■ Entries taken from a collection
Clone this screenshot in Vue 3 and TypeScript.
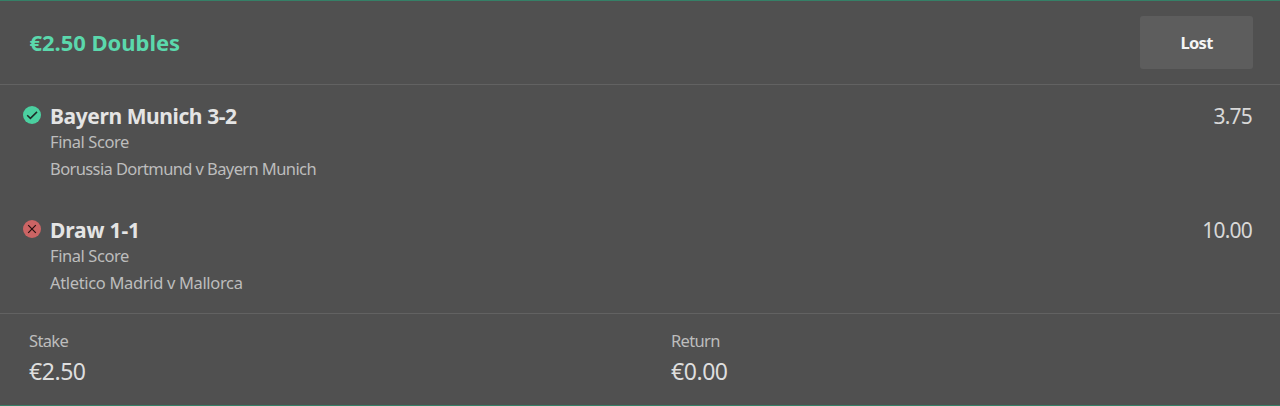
<script setup lang="ts">
interface Selection {
  name: string
  market: string
  fixture: string
  odds: string
  won: boolean
}

const selections: Selection[] = [
  { name: 'Bayern Munich 3-2', market: 'Final Score', fixture: 'Borussia Dortmund v Bayern Munich', odds: '3.75', won: true },
  { name: 'Draw 1-1', market: 'Final Score', fixture: 'Atletico Madrid v Mallorca', odds: '10.00', won: false },
]

const totals = [
  { label: 'Stake', value: '€2.50' },
  { label: 'Return', value: '€0.00' },
]
</script>

<template>
  <section class="bet">
    <header class="head">
      <h1 class="title">€2.50 Doubles</h1>
      <div class="status">Lost</div>
    </header>
    <div class="list">
      <article v-for="s in selections" :key="s.name" class="item">
        <svg class="icon" viewBox="0 0 18 18" width="18" height="18">
          <circle cx="9" cy="9" r="9" :class="s.won ? 'won' : 'lost'" />
          <path v-if="s.won" class="mark" d="M4.2 9.3 L7.4 12.4 L14 5.9" />
          <path v-else class="mark thin" d="M5.2 5.2 L12.8 12.8 M12.8 5.2 L5.2 12.8" />
        </svg>
        <div class="info">
          <div class="name">{{ s.name }}</div>
          <div class="sub market">{{ s.market }}</div>
          <div class="sub fixture">{{ s.fixture }}</div>
        </div>
        <div class="odds">{{ s.odds }}</div>
      </article>
    </div>
    <footer class="foot">
      <div v-for="t in totals" :key="t.label" class="total">
        <div class="label">{{ t.label }}</div>
        <div class="value">{{ t.value }}</div>
      </div>
    </footer>
  </section>
</template>

<style>
body {
  margin: 0;
  background: #505050;
}
</style>

<style scoped>
.bet {
  box-sizing: border-box;
  height: 406px;
  background: #505050;
  border-top: 1px solid #358067;
  border-bottom: 1px solid #358067;
  font-family: "Noto Sans", "Open Sans", sans-serif;
  color: #e0e0e0;
  white-space: nowrap;
}
.head {
  box-sizing: border-box;
  height: 84px;
  border-bottom: 1px solid #626262;
  display: flex;
  justify-content: space-between;
  align-items: flex-start;
  padding: 15px 27px 0 29.5px;
}
.title {
  margin: 0;
  font-size: 22px;
  line-height: 53px;
  font-weight: 700;
  letter-spacing: -0.04px;
  color: #5bd8ac;
}
.status {
  width: 113px;
  height: 53px;
  border-radius: 3px;
  background: #5d5d5d;
  text-align: center;
  font-size: 16.5px;
  line-height: 53px;
  font-weight: 700;
  letter-spacing: -0.7px;
  color: #f4f4f4;
}
.item {
  box-sizing: border-box;
  height: 114px;
  padding: 19px 28px 0 23px;
  display: flex;
  align-items: flex-start;
}
.icon {
  margin: 2px 9px 0 0;
  flex: none;
}
.won { fill: #4bd0a0; }
.lost { fill: #cb6464; }
.mark {
  fill: none;
  stroke: #1e2b27;
  stroke-width: 1.5;
}
.thin {
  stroke: #24100f;
  stroke-width: 1.2;
}
.info { flex: 1; }
.name {
  font-size: 21px;
  line-height: 24px;
  font-weight: 700;
  letter-spacing: -0.41px;
  color: #e4e4e4;
}
.item:last-child .name { letter-spacing: -0.15px; }
.sub {
  font-size: 16.5px;
  line-height: 27px;
  color: #bdbdbd;
}
.market { letter-spacing: -0.42px; }
.fixture { letter-spacing: -0.6px; }
.item:last-child .fixture { letter-spacing: -0.34px; }
.odds {
  font-size: 21px;
  line-height: 24px;
  letter-spacing: -0.8px;
  color: #d8d8d8;
}
.foot {
  box-sizing: border-box;
  height: 92px;
  border-top: 1px solid #626262;
  display: grid;
  grid-template-columns: 642px 1fr;
  padding: 15px 0 0 29px;
}
.label {
  font-size: 16.5px;
  line-height: 24px;
  letter-spacing: -0.65px;
  color: #bdbdbd;
}
.value {
  font-size: 23px;
  line-height: 36px;
  letter-spacing: -0.45px;
  color: #dedede;
}
</style>
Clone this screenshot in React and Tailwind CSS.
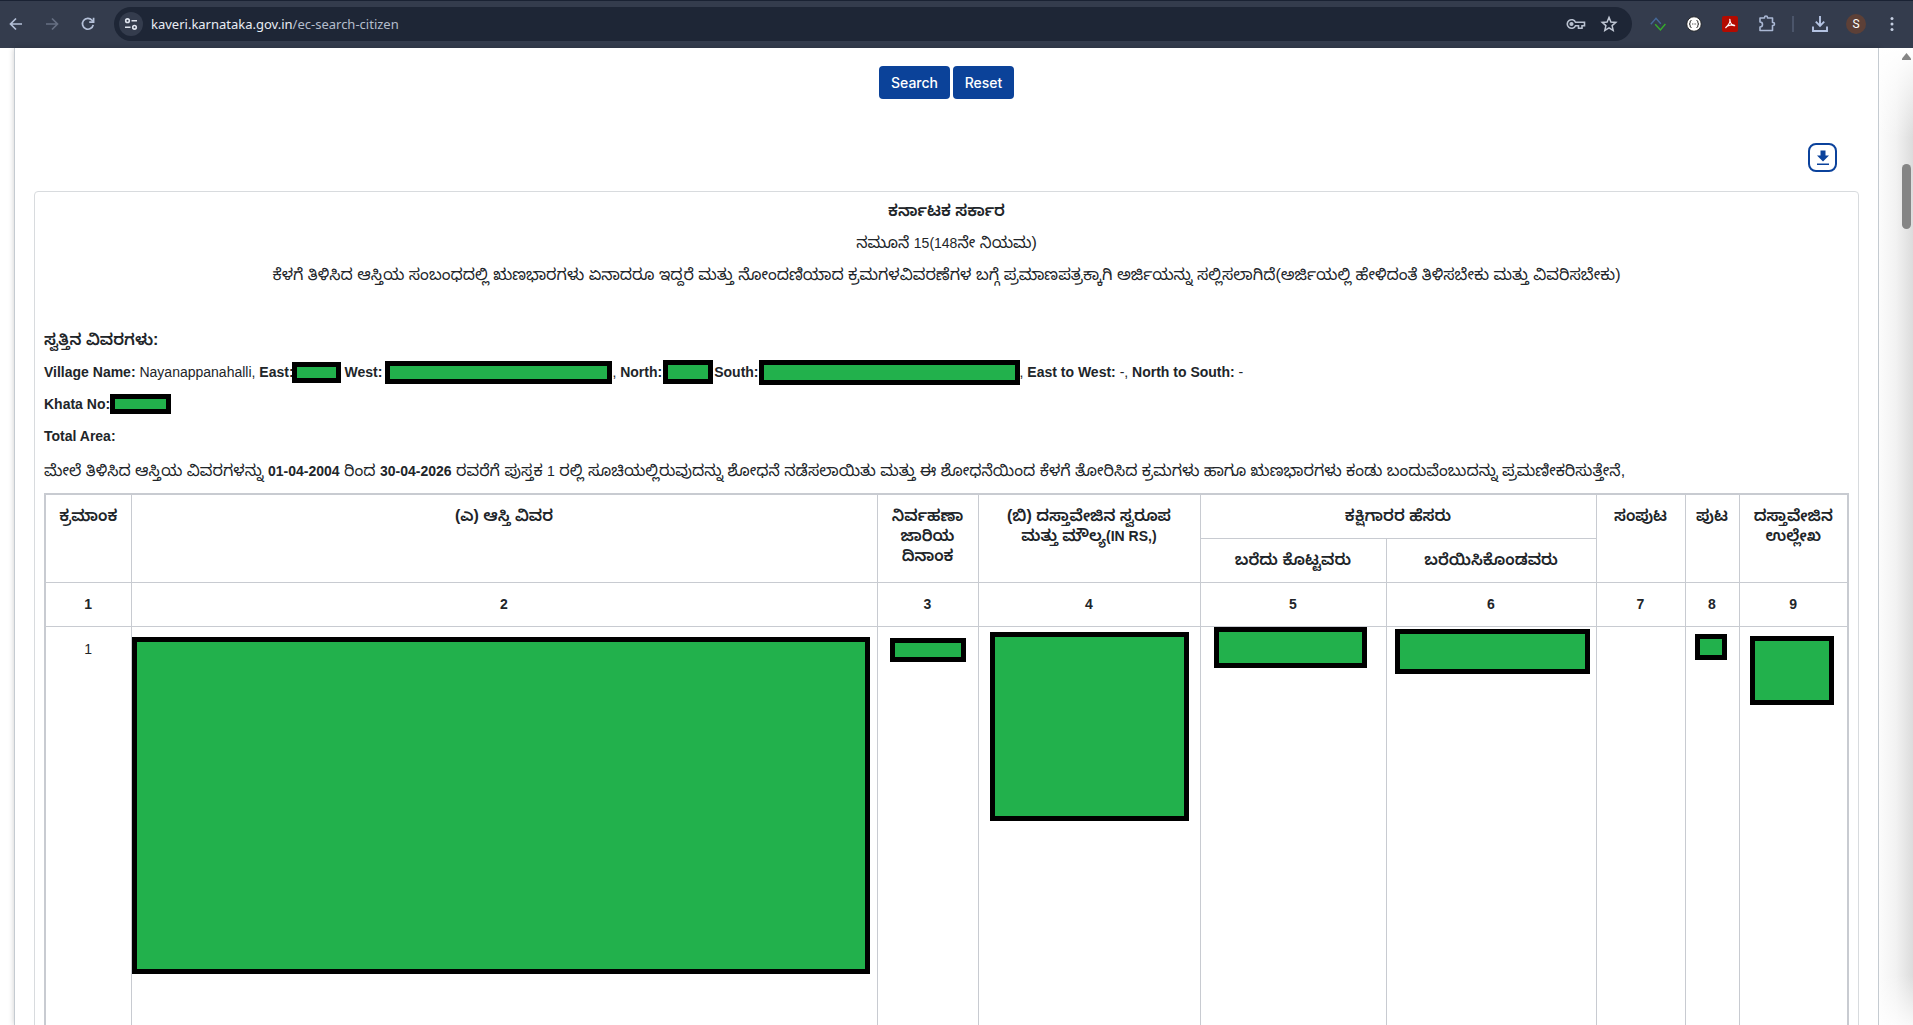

■ Problem to solve
Lines that hold "screenshot" are the ones to copy; find all of them.

■ Problem solution
Clone this screenshot in Vue 3 and TypeScript.
Clone this screenshot in React and Tailwind CSS.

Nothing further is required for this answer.